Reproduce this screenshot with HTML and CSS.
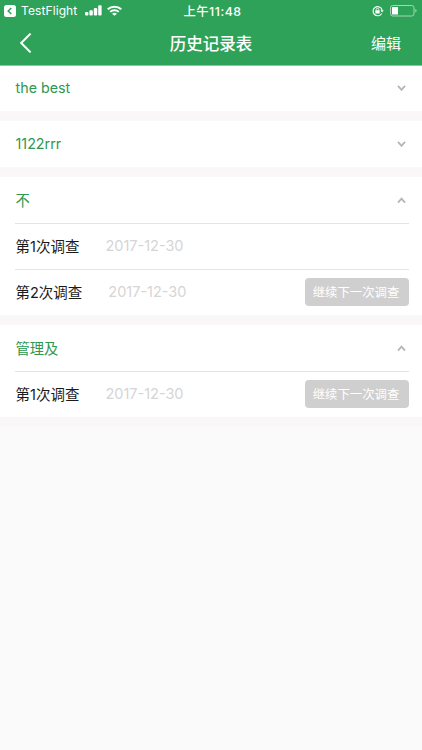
FILE: index.html
```html
<!DOCTYPE html>
<html lang="zh-CN">
<head>
    <meta charset="UTF-8">
    <meta name="viewport" content="width=device-width, initial-scale=1.0">
    <title>历史记录表</title>
    <link rel="stylesheet" href="styles.css">
</head>
<body>

<!-- ===== HEADER ===== -->
<header class="header">
    <div class="status-bar">
        <div class="status-left">
            <svg class="app-back" width="12" height="12" viewBox="0 0 12 12">
                <rect width="12" height="12" rx="2.5" fill="#fff"/>
                <path d="M7.3 3L4.2 6l3.1 3" fill="none" stroke="#2fa259" stroke-width="1.5"/>
            </svg>
            <span class="app-name">TestFlight</span>
            <svg class="signal" width="17" height="11" viewBox="0 0 17 11" fill="#fff">
                <rect x="0" y="7" width="3.4" height="3.6" rx="1"/>
                <rect x="4.4" y="5.2" width="3.4" height="5.4" rx="1"/>
                <rect x="8.8" y="3" width="3.4" height="7.6" rx="1"/>
                <rect x="13.2" y="0.3" width="3.4" height="10.3" rx="1"/>
            </svg>
            <svg class="wifi" width="15" height="11" viewBox="0 0 14 11" preserveAspectRatio="none" fill="none" stroke="#fff" stroke-width="2">
                <path d="M.7 4.2a9 9 0 0 1 12.6 0"/>
                <path d="M3 6.9a5.7 5.7 0 0 1 8 0"/>
                <path d="M7 10.8L4.7 8.7a3.1 3.1 0 0 1 4.6 0z" fill="#fff" stroke="none"/>
            </svg>
        </div>
        <div class="status-time">上午11:48</div>
        <div class="status-right">
            <svg class="lock" width="12" height="12" viewBox="0 0 12 12" fill="none" stroke="#fff">
                <path d="M9.7 8.4A4.6 4.6 0 1 1 10.1 5" stroke-width="1.1"/>
                <path d="M8.5 5.3h3.2L10.1 7.5z" fill="#fff" stroke="none"/>
                <rect x="3.3" y="5.3" width="4.4" height="3.1" rx=".4" fill="#fff" stroke="none"/>
                <path d="M4.2 5.5V4.6a1.3 1.3 0 0 1 2.6 0v.9" stroke-width=".9"/>
            </svg>
            <svg class="battery" width="27" height="12" viewBox="0 0 27 12">
                <rect x=".5" y=".5" width="23.5" height="10.5" rx="2.2" fill="none" stroke="#a5d7b6"/>
                <rect x="2" y="2" width="6" height="7.5" rx=".6" fill="#fff"/>
                <path d="M25.3 4v3.6q1.3-.5 1.3-1.8T25.3 4z" fill="#a5d7b6"/>
            </svg>
        </div>
    </div>
    <div class="nav-bar">
        <a class="nav-back">
            <svg width="12" height="20" viewBox="0 0 12 20" fill="none" stroke="#fff" stroke-width="2">
                <path d="M10.6 .6L1.2 10l9.4 9.4"/>
            </svg>
        </a>
        <h1 class="nav-title">历史记录表</h1>
        <a class="nav-edit">编辑</a>
    </div>
</header>

<!-- ===== RECORD LIST ===== -->
<main class="list">
    <section class="group">
        <div class="row">
            <span class="name">the best</span>
            <svg class="arrow" width="9" height="6" viewBox="0 0 9 6"><path d="M1 .8l3.5 4L8 .8"/></svg>
        </div>
    </section>

    <section class="group">
        <div class="row">
            <span class="name">1122rrr</span>
            <svg class="arrow" width="9" height="6" viewBox="0 0 9 6"><path d="M1 .8l3.5 4L8 .8"/></svg>
        </div>
    </section>

    <section class="group">
        <div class="row">
            <span class="name">不</span>
            <svg class="arrow" width="9" height="6" viewBox="0 0 9 6"><path d="M1 5.6l3.5-4L8 5.6"/></svg>
        </div>
        <div class="row">
            <span class="survey">第1次调查</span>
            <span class="date">2017-12-30</span>
        </div>
        <div class="row">
            <span class="survey">第2次调查</span>
            <span class="date">2017-12-30</span>
            <button class="next">继续下一次调查</button>
        </div>
    </section>

    <section class="group">
        <div class="row">
            <span class="name">管理及</span>
            <svg class="arrow" width="9" height="6" viewBox="0 0 9 6"><path d="M1 5.6l3.5-4L8 5.6"/></svg>
        </div>
        <div class="row">
            <span class="survey">第1次调查</span>
            <span class="date">2017-12-30</span>
            <button class="next">继续下一次调查</button>
        </div>
    </section>
</main>

</body>
</html>
```
FILE: styles.css
```css
:root {
    --green: #2fa259;
    --text-green: #2f9850;
    --gap: #f9f7f7;
    --line: #e4e4e4;
}
* {
    box-sizing: border-box;
}
body {
    margin: 0;
    min-height: 750px;
    background: #fafafa;
    font-family: Inter, "Noto Sans CJK SC", sans-serif;
    font-size: 14.5px;
    color: #1a1a1a;
}

/* header */
.header {
    position: relative;
    height: 65px;
    background: var(--green);
    box-shadow: 0 1px 0 #8acba3;
    color: #fff;
}
.status-bar {
    display: grid;
    grid-template-columns: 1fr auto 1fr;
    align-items: center;
    height: 21px;
    padding: 0 5px 0 4px;
}
.status-left, .status-right {
    display: flex;
    align-items: center;
}
.status-right {
    justify-content: flex-end;
    gap: 6px;
}
.app-name {
    width: 57px;
    margin: 0 7px 0 5px;
    font-size: 12px;
    letter-spacing: 0.1px;
}
.wifi {
    margin-left: 5px;
}
.status-time {
    padding-left: 4px;
    font-size: 12.3px;
    font-weight: 500;
    letter-spacing: 0.55px;
}
.nav-bar {
    display: grid;
    grid-template-columns: 1fr auto 1fr;
    align-items: center;
    height: 44px;
    padding: 0 21px 0 20px;
}
.nav-back {
    display: flex;
}
.nav-title {
    margin: 0;
    padding-left: 1px;
    font-size: 16.5px;
    font-weight: 500;
}
.nav-edit {
    justify-self: end;
    padding-bottom: 2px;
    font-size: 15px;
}

/* list */
.list {
    background: var(--gap);
}
.group {
    padding: 0 13px 0 15px;
    background: #fff;
    border-bottom: 10px solid var(--gap);
}
.row {
    display: flex;
    align-items: center;
    height: 46px;
}
.row + .row {
    border-top: 1px solid var(--line);
}
.name, .survey, .date {
    padding-bottom: 2px;
}
.name, .survey {
    padding-left: 0.5px;
}
.name {
    color: var(--text-green);
    font-size: 14.3px;
}
.arrow {
    margin-left: auto;
    margin-right: 3px;
    fill: none;
    stroke: #b5b5b5;
    stroke-width: 1.8;
}
.date {
    margin-left: 26px;
    color: #d5d5d5;
}
.next {
    width: 104px;
    height: 28px;
    margin-left: auto;
    margin-bottom: 2px;
    padding: 0 2px 0 0;
    border: none;
    border-radius: 4px;
    background: #cfcfcf;
    color: #fff;
    font-family: inherit;
    font-size: 12.4px;
}
```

**********

THE TASK — Omit the pictures, and quote the material above exactly as given.

WRITTEN REPLY —
Reproduce this screenshot with HTML and CSS.
FILE: index.html
```html
<!DOCTYPE html>
<html lang="zh-CN">
<head>
    <meta charset="UTF-8">
    <meta name="viewport" content="width=device-width, initial-scale=1.0">
    <title>历史记录表</title>
    <link rel="stylesheet" href="styles.css">
</head>
<body>

<!-- ===== HEADER ===== -->
<header class="header">
    <div class="status-bar">
        <div class="status-left">
            <svg class="app-back" width="12" height="12" viewBox="0 0 12 12">
                <rect width="12" height="12" rx="2.5" fill="#fff"/>
                <path d="M7.3 3L4.2 6l3.1 3" fill="none" stroke="#2fa259" stroke-width="1.5"/>
            </svg>
            <span class="app-name">TestFlight</span>
            <svg class="signal" width="17" height="11" viewBox="0 0 17 11" fill="#fff">
                <rect x="0" y="7" width="3.4" height="3.6" rx="1"/>
                <rect x="4.4" y="5.2" width="3.4" height="5.4" rx="1"/>
                <rect x="8.8" y="3" width="3.4" height="7.6" rx="1"/>
                <rect x="13.2" y="0.3" width="3.4" height="10.3" rx="1"/>
            </svg>
            <svg class="wifi" width="15" height="11" viewBox="0 0 14 11" preserveAspectRatio="none" fill="none" stroke="#fff" stroke-width="2">
                <path d="M.7 4.2a9 9 0 0 1 12.6 0"/>
                <path d="M3 6.9a5.7 5.7 0 0 1 8 0"/>
                <path d="M7 10.8L4.7 8.7a3.1 3.1 0 0 1 4.6 0z" fill="#fff" stroke="none"/>
            </svg>
        </div>
        <div class="status-time">上午11:48</div>
        <div class="status-right">
            <svg class="lock" width="12" height="12" viewBox="0 0 12 12" fill="none" stroke="#fff">
                <path d="M9.7 8.4A4.6 4.6 0 1 1 10.1 5" stroke-width="1.1"/>
                <path d="M8.5 5.3h3.2L10.1 7.5z" fill="#fff" stroke="none"/>
                <rect x="3.3" y="5.3" width="4.4" height="3.1" rx=".4" fill="#fff" stroke="none"/>
                <path d="M4.2 5.5V4.6a1.3 1.3 0 0 1 2.6 0v.9" stroke-width=".9"/>
            </svg>
            <svg class="battery" width="27" height="12" viewBox="0 0 27 12">
                <rect x=".5" y=".5" width="23.5" height="10.5" rx="2.2" fill="none" stroke="#a5d7b6"/>
                <rect x="2" y="2" width="6" height="7.5" rx=".6" fill="#fff"/>
                <path d="M25.3 4v3.6q1.3-.5 1.3-1.8T25.3 4z" fill="#a5d7b6"/>
            </svg>
        </div>
    </div>
    <div class="nav-bar">
        <a class="nav-back">
            <svg width="12" height="20" viewBox="0 0 12 20" fill="none" stroke="#fff" stroke-width="2">
                <path d="M10.6 .6L1.2 10l9.4 9.4"/>
            </svg>
        </a>
        <h1 class="nav-title">历史记录表</h1>
        <a class="nav-edit">编辑</a>
    </div>
</header>

<!-- ===== RECORD LIST ===== -->
<main class="list">
    <section class="group">
        <div class="row">
            <span class="name">the best</span>
            <svg class="arrow" width="9" height="6" viewBox="0 0 9 6"><path d="M1 .8l3.5 4L8 .8"/></svg>
        </div>
    </section>

    <section class="group">
        <div class="row">
            <span class="name">1122rrr</span>
            <svg class="arrow" width="9" height="6" viewBox="0 0 9 6"><path d="M1 .8l3.5 4L8 .8"/></svg>
        </div>
    </section>

    <section class="group">
        <div class="row">
            <span class="name">不</span>
            <svg class="arrow" width="9" height="6" viewBox="0 0 9 6"><path d="M1 5.6l3.5-4L8 5.6"/></svg>
        </div>
        <div class="row">
            <span class="survey">第1次调查</span>
            <span class="date">2017-12-30</span>
        </div>
        <div class="row">
            <span class="survey">第2次调查</span>
            <span class="date">2017-12-30</span>
            <button class="next">继续下一次调查</button>
        </div>
    </section>

    <section class="group">
        <div class="row">
            <span class="name">管理及</span>
            <svg class="arrow" width="9" height="6" viewBox="0 0 9 6"><path d="M1 5.6l3.5-4L8 5.6"/></svg>
        </div>
        <div class="row">
            <span class="survey">第1次调查</span>
            <span class="date">2017-12-30</span>
            <button class="next">继续下一次调查</button>
        </div>
    </section>
</main>

</body>
</html>
```
FILE: styles.css
```css
:root {
    --green: #2fa259;
    --text-green: #2f9850;
    --gap: #f9f7f7;
    --line: #e4e4e4;
}
* {
    box-sizing: border-box;
}
body {
    margin: 0;
    min-height: 750px;
    background: #fafafa;
    font-family: Inter, "Noto Sans CJK SC", sans-serif;
    font-size: 14.5px;
    color: #1a1a1a;
}

/* header */
.header {
    position: relative;
    height: 65px;
    background: var(--green);
    box-shadow: 0 1px 0 #8acba3;
    color: #fff;
}
.status-bar {
    display: grid;
    grid-template-columns: 1fr auto 1fr;
    align-items: center;
    height: 21px;
    padding: 0 5px 0 4px;
}
.status-left, .status-right {
    display: flex;
    align-items: center;
}
.status-right {
    justify-content: flex-end;
    gap: 6px;
}
.app-name {
    width: 57px;
    margin: 0 7px 0 5px;
    font-size: 12px;
    letter-spacing: 0.1px;
}
.wifi {
    margin-left: 5px;
}
.status-time {
    padding-left: 4px;
    font-size: 12.3px;
    font-weight: 500;
    letter-spacing: 0.55px;
}
.nav-bar {
    display: grid;
    grid-template-columns: 1fr auto 1fr;
    align-items: center;
    height: 44px;
    padding: 0 21px 0 20px;
}
.nav-back {
    display: flex;
}
.nav-title {
    margin: 0;
    padding-left: 1px;
    font-size: 16.5px;
    font-weight: 500;
}
.nav-edit {
    justify-self: end;
    padding-bottom: 2px;
    font-size: 15px;
}

/* list */
.list {
    background: var(--gap);
}
.group {
    padding: 0 13px 0 15px;
    background: #fff;
    border-bottom: 10px solid var(--gap);
}
.row {
    display: flex;
    align-items: center;
    height: 46px;
}
.row + .row {
    border-top: 1px solid var(--line);
}
.name, .survey, .date {
    padding-bottom: 2px;
}
.name, .survey {
    padding-left: 0.5px;
}
.name {
    color: var(--text-green);
    font-size: 14.3px;
}
.arrow {
    margin-left: auto;
    margin-right: 3px;
    fill: none;
    stroke: #b5b5b5;
    stroke-width: 1.8;
}
.date {
    margin-left: 26px;
    color: #d5d5d5;
}
.next {
    width: 104px;
    height: 28px;
    margin-left: auto;
    margin-bottom: 2px;
    padding: 0 2px 0 0;
    border: none;
    border-radius: 4px;
    background: #cfcfcf;
    color: #fff;
    font-family: inherit;
    font-size: 12.4px;
}
```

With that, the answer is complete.